Zach: The only trick is that we weren’t similar.
Will: Yeah, we had to be different.
Zach: We actually talked about it, not playing the same thing.
Everyone says that comedy’s harder than drama, but why does drama have so much more legitimacy than comedy?
Zach: I do have a chip on my shoulder about that, I have to be honest.
Will: I do too a little bit, yeah.
Zach: I think most comedians do because with drama you can just sit there but with a comedy you have to hear something out of people. That’s really much more difficult to do.
Will: But comedies don’t get the same amount of recognition because when it’s done really well it looks like it’s easy, it looks like we’re just messing around.

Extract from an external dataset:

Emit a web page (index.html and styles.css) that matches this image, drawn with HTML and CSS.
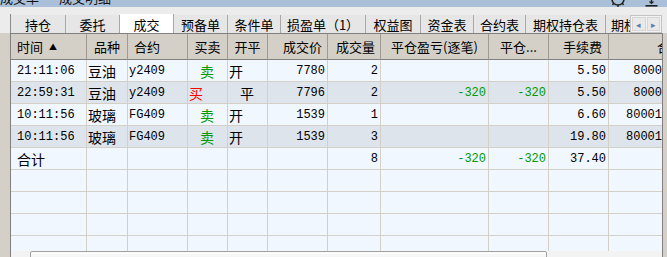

And it’s always that question ‘looks like you guys are having fun’. No, we had countless meetings to the point of too many, going over and over the script and this and that. A lot of work goes into comedy, but I think people just think it looks effortless.
Zach: Also when comedic actors try to do something dramatic, people are like ‘what’s he doing?’ but when a dramatic actor does something funny, it’s cool.
Any directing aspirations?
Will: I’d love direct the actors only one day without any of the other work a director has to do like go to all the meetings, drive around in a van scouting, make decisions on wardrobe, meet with every department head. Basically 84 percent of the job a director has to do, it’s too much work for me.
So that’s why I don’t think I’ll ever direct. You really have to love that process of micro-managing because there are so many parts of the film. And when you’re done filming that’s just part one. You’ve got to edit. I don’t know if I could keep it all straight. It’s a daunting task.
Zach: There’s a discipline there that I don’t know if I have. The way I would do it is probably do one take and go, ‘yeah, we got it, good, who cares?’